Iowa Museum Plans to Demolish Land Art Installation


The Des Moines Art Center (DMAC) in Iowa is slated to demolish a site-specific outdoor installation after it deteriorated under the museum’s care. DMAC indefinitely suspended public access to sections of Land Art pioneer Mary Miss’s “Greenwood Pond: Double Site” (1989–96), commissioned for the museum’s permanent collection in the surrounding Greenwood Park, last October for structural review before unilaterally deciding to demolish it — a move that sounded alarm bells for the artist and the Cultural Landscape Foundation (TCLF).

“Greenwood Pond: Double Site” integrated visitors into the park’s wetlands through a variety of landscape features that provided different perspectives of the site’s ecology. The project took Miss seven years to complete with the help of various local groups, including the Founders’ Garden Club, the city’s Parks Department, and the Des Moines Science Center.

Last October, DMAC issued a public statement indicating that the installation would be closed to the public in order to conduct a “complete structural review,” engaging the help of an engineering firm. On the museum’s Facebook post regarding the closure, several local commenters noted that the well-loved installation was in poor shape, with statements ranging from “a little rough” to “a hot mess.”

In an interview with Hyperallergic, Miss said that the Art Center had informed her of the closure and review while she was out of the country, but that she was not invited to participate in it. Miss said she touched base with DMAC Director Kelly Baum through a “very general” Zoom call in early November about the history of the installation and its current status, noting that the project was “a key work for [her] and really developed the path [she] has been following ever since” in terms of site-specific outdoor environmental work.

To her shock, the artist received a letter on December 1 from Baum on behalf of DMAC outlining the museum’s decision to deaccession the work. “I was really surprised because I thought we were in the midst of a conversation — I didn’t realize we were at the end of one,” Miss said.
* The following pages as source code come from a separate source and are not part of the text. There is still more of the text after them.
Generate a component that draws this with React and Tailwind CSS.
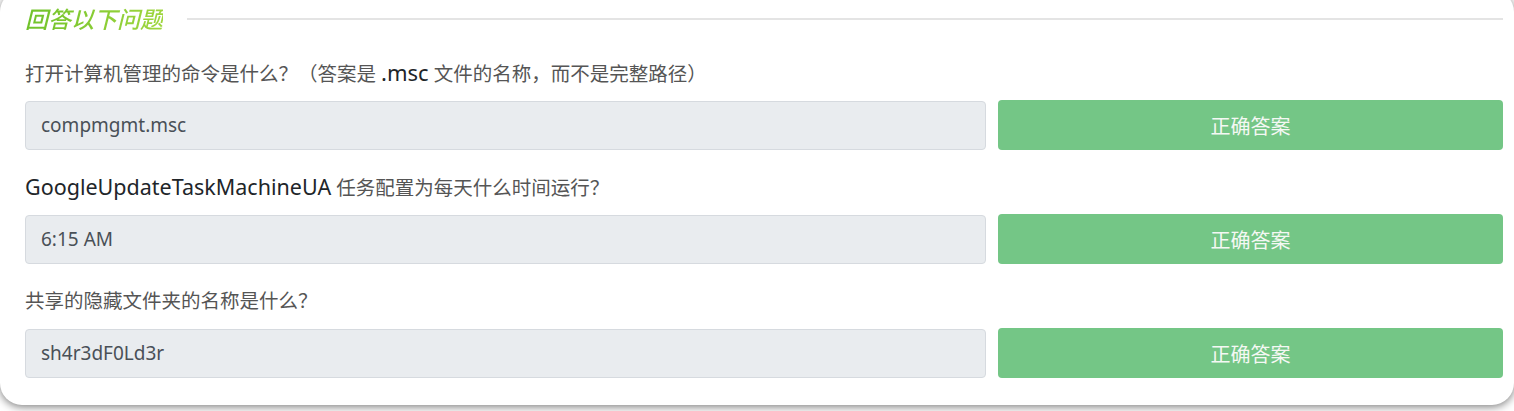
const questions = [
  {
    label: (
      <>
        打开计算机管理的命令是什么？（答案是 <span className="text-[22px] text-[#212529]">.msc</span> 文件的名称，而不是完整路径）
      </>
    ),
    answer: "compmgmt.msc",
  },
  {
    label: (
      <>
        <span className="text-[21.5px] text-[#212529]">GoogleUpdateTaskMachineUA</span> 任务配置为每天什么时间运行？
      </>
    ),
    answer: "6:15 AM",
  },
  { label: "共享的隐藏文件夹的名称是什么？", answer: "sh4r3dF0Ld3r" },
];

const App = () => {
  return (
    <div
      className="h-[411px] w-[1514px] overflow-hidden bg-white"
      style={{ fontFamily: '"Noto Sans", "Noto Sans CJK SC", sans-serif' }}
    >
      <div className="mt-[-10px] h-[415px] rounded-[22px] bg-white pl-[25px] pr-[11px] pt-[14px] shadow-[0_2px_8px_rgba(0,0,0,0.5)]">
        {/* header */}
        <div className="flex h-[30px] items-center gap-6">
          <span className="bg-gradient-to-r from-[#6fc22a] to-[#9fd63e] bg-clip-text text-[23px] font-medium italic leading-[30px] text-transparent">
            回答以下问题
          </span>
          <div className="h-[2px] flex-1 bg-[#e4e4e4]" />
        </div>

        <div className="mt-[25px] flex flex-col gap-[23px]">
          {questions.map((q, i) => (
            <div key={i}>
              <p className="h-[27px] text-[19.5px] leading-[27px] text-[#555]">{q.label}</p>
              <div className="mt-[14px] grid grid-cols-[961px_505px] items-end gap-3">
                <div className="flex h-[49px] items-center rounded-[4px] border border-[#d6dadf] bg-[#e9ecef] px-[15px] text-[19px] text-[#495057]">
                  {q.answer}
                </div>
                <button className="h-[50px] rounded-[4px] bg-[#74c686] pt-[4px] text-[20px] text-[#f4f8f4]">
                  正确答案
                </button>
              </div>
            </div>
          ))}
        </div>
      </div>
    </div>
  );
};

export default App;
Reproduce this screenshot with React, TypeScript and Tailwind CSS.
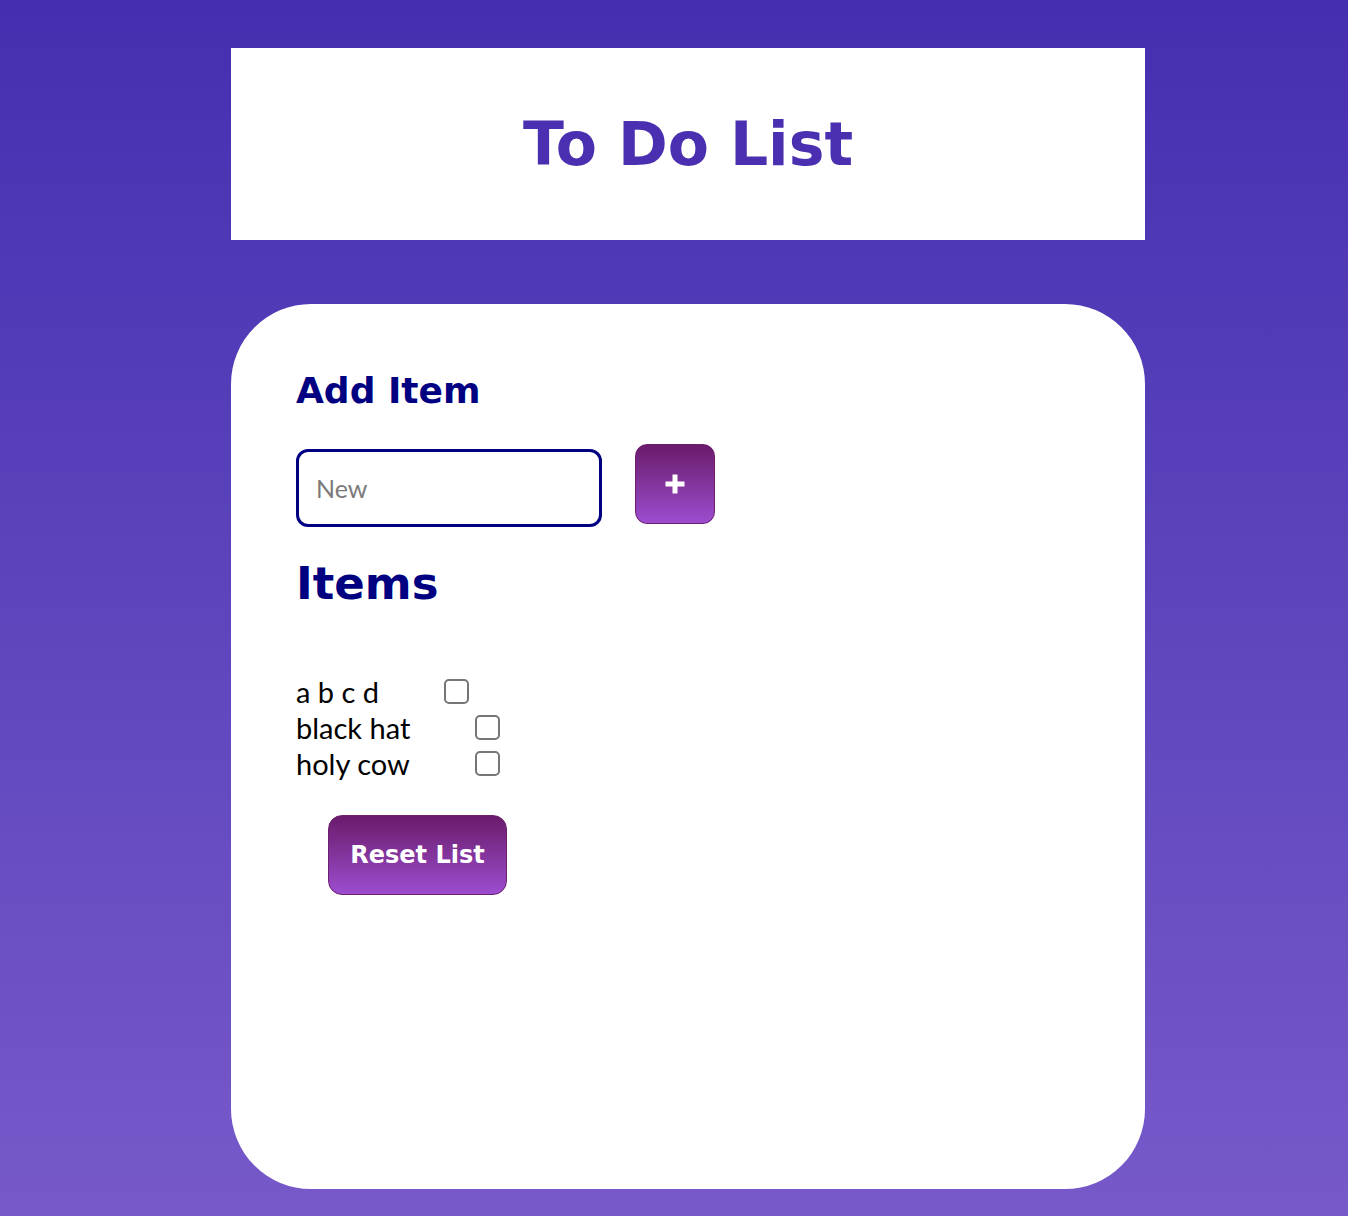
import React from "react";

const items = ["a b c d", "black hat", "holy cow"];

const heading = { fontFamily: "'DejaVu Sans', Verdana, sans-serif" };

export default function App() {
  return (
    <div
      className="min-h-screen w-full bg-gradient-to-b from-[#462eb0] to-[#7759c9] flex flex-col items-start pl-[231px] pt-[48px] pb-[27px]"
      style={{ fontFamily: "Lato, 'Open Sans', sans-serif" }}
    >
      <div className="w-[914px] h-[192px] bg-white flex items-center justify-center">
        <h1 className="text-[60px] font-bold text-[#4a30b0] leading-none" style={heading}>
          To Do List
        </h1>
      </div>

      <div className="mt-[64px] w-[914px] h-[885px] bg-white rounded-[80px] pl-[65px] pt-[69px]">
        <h2 className="text-[36px] font-bold text-[#000080] leading-none" style={heading}>
          Add Item
        </h2>
        <div className="flex items-start mt-[35px]">
          <input
            placeholder="New"
            className="mt-[5px] w-[306px] h-[78px] border-[3px] border-[#000080] rounded-[12px] px-[17px] text-[25px] text-black placeholder:text-[#7a7a7a] outline-none"
            style={{ fontFamily: "Lato, sans-serif" }}
          />
          <button className="ml-[33px] w-[80px] h-[80px] rounded-[12px] border-[1.5px] border-[#6d1f70] bg-gradient-to-b from-[#6a1b6c] to-[#9c4dd0] flex items-center justify-center">
            <svg width="22" height="22" viewBox="0 0 22 22">
              <path d="M11 1.5V20.5M1.5 11H20.5" stroke="white" strokeWidth="5" />
            </svg>
          </button>
        </div>
        <h2 className="mt-[34px] text-[45px] font-bold text-[#000080] leading-none" style={heading}>
          Items
        </h2>
        <ul className="mt-[68px] flex flex-col">
          {items.map((label) => (
            <li key={label} className="flex items-start h-[36px]">
              <span className="text-[29px] text-black leading-[36px]">{label}</span>
              <span className="ml-[65px] mt-[5px] w-[25px] h-[25px] border-2 border-[#767676] rounded-[5px] bg-white" />
            </li>
          ))}
        </ul>
        <button
          className="mt-[33px] ml-[32px] w-[179px] h-[80px] rounded-[14px] border-[1.5px] border-[#6d1f70] bg-gradient-to-b from-[#6a1b6c] to-[#9c4dd0] text-white text-[24px] font-bold leading-none"
          style={heading}
        >
          Reset List
        </button>
      </div>
    </div>
  );
}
In her letter, Baum cited the “ephemeral” nature of Miss’s original materials as well as Iowa’s extreme climate as primary causes for the installation’s disrepair. The director also conveyed that the estimated cost to rebuild the installation was a “prohibitively expensive” $2.65 million, and that “fundraising to remake the work simply isn’t feasible.” The decision to decommission the work was not made public until TCLF shared it on January 16 on behalf of the artist.

Following the foundation’s publicly distributed notice regarding the impending demolition, the Art Center released a statement reiterating its original claims that the installation’s materiality and harsh weather conditions caused irreparable deterioration and necessitate its decommission.

“The Art Center has devoted considerable resources to ‘Greenwood Pond: Double Site’ over many years, from the original commission to the present day, and it regrets very much that this outdoor environment has deteriorated to the point where multiple elements are unsafe to remain open to the public and are no longer salvageable,” the museum’s statement says.

It’s not the first time the site has fallen into disrepair in its near-30-year existence in Greenwood Park, either. Miss’s installation was included in TCLF’s 2014 Landslide® round-up of at-risk works of landscape art categorized by threats of demolition, neglect, vandalism, and lack of funding. The city committed $800,000 and the Art Center committed an additional $500,000 toward repairs for Miss’s work in 2015 after it landed on TCLF’s list, prompting the artist to reach back out to the nonprofit for support when she received the letter last December.

“I was really disappointed to see that less than 10 years since the big repair, the work was in total disrepair again,” Miss said.

“In commissioning Mary Miss’s Greenwood Pond: Double Site for its permanent collection, the DMAC pledged to ‘reasonably protect and maintain’ the work,” TCLF’s president and CEO Charles A. Birnbaum shared in a statement. “The DMAC’s plan to tear down this widely hailed work is not only unreasonable, it undermines the Art Center’s fundamental role as a responsible steward of our shared cultural legacy.”

A January 17 letter from the museum and its board of trustees addressed to Miss outlined that it was a matter of public safety to dismantle the work, citing extensive dry rot and the installment of materials in an “unstable aquatic environment.”

To Miss, however, it feels especially painful considering the premise of the work’s permanence upon its completion.

“It was especially ironic to me after being included in the Groundswell: Women of Land Art exhibition in Dallas last year and being acknowledged for this work I and other women artists have been doing for so long,” Miss concluded.